## Your instructions
Look through the data below. Pick out the lines holding the string "screenshot".

## Material shown
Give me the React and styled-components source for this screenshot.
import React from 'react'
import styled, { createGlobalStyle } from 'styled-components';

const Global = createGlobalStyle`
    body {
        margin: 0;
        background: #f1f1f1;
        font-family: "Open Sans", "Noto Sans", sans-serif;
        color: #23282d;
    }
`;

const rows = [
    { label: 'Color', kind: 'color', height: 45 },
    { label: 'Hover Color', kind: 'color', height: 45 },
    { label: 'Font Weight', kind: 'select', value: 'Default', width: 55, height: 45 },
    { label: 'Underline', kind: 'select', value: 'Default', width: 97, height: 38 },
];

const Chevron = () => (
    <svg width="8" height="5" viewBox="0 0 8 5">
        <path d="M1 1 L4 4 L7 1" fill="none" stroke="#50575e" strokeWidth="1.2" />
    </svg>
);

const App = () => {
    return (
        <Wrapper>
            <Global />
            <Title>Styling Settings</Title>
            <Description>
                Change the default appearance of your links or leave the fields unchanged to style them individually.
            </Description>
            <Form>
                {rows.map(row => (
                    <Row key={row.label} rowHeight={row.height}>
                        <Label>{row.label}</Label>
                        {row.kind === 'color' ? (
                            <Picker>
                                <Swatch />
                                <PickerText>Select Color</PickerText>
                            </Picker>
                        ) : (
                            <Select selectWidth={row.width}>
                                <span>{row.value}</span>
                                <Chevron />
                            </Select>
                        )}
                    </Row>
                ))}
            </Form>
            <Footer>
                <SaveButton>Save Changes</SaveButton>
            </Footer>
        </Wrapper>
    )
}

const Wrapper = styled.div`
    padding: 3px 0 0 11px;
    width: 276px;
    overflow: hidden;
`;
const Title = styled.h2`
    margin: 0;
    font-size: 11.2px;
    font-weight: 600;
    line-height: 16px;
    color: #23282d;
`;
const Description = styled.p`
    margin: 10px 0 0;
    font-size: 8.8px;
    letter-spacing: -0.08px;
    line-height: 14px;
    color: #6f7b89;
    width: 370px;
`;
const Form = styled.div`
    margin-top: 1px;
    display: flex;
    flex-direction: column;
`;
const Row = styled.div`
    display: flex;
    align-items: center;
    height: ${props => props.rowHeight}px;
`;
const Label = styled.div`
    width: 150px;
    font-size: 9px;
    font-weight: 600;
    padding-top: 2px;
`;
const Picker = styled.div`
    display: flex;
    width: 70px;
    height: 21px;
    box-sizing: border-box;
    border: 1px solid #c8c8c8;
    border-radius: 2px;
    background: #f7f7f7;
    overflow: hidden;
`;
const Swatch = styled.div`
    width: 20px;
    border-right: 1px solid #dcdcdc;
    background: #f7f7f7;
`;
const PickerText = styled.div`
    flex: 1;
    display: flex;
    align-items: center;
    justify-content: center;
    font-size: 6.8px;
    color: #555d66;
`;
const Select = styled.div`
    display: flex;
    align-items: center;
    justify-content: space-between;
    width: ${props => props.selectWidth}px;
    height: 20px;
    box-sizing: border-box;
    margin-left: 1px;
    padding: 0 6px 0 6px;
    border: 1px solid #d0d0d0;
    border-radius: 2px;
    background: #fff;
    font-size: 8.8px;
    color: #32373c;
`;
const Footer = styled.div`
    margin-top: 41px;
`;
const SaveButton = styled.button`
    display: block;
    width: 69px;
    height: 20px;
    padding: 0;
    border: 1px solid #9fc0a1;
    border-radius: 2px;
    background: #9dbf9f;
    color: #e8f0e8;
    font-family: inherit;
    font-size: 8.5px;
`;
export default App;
...
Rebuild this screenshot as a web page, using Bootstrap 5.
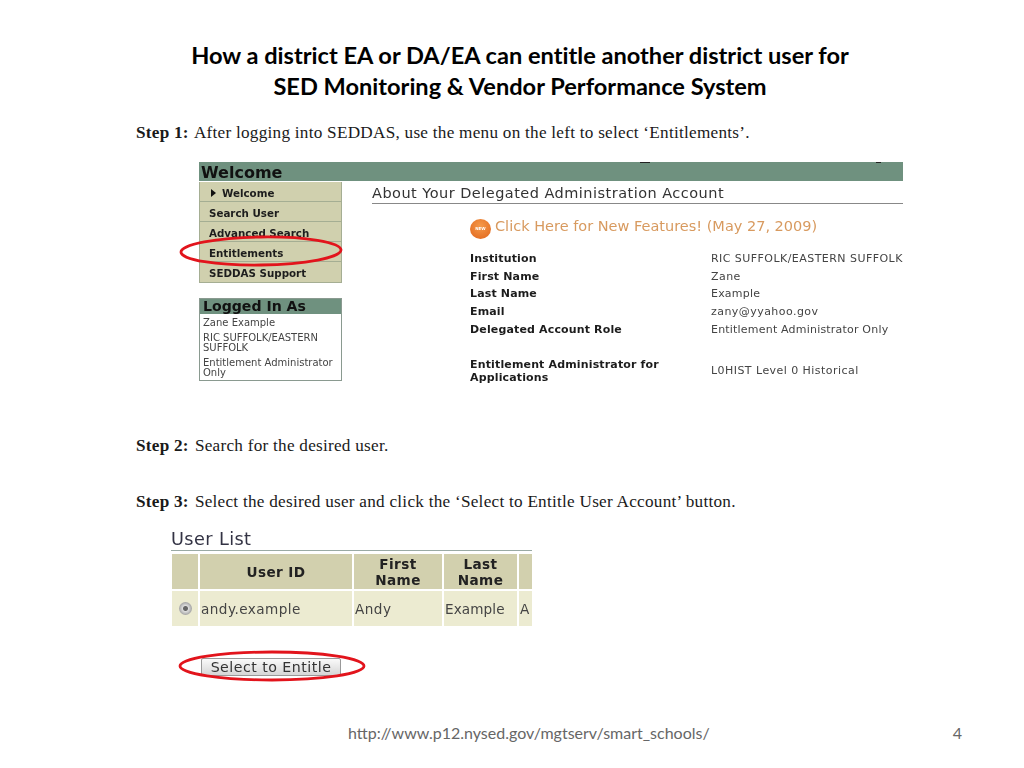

## Correct output
Give me the React and styled-components source for this screenshot.
Rebuild this screenshot as a web page, using Bootstrap 5.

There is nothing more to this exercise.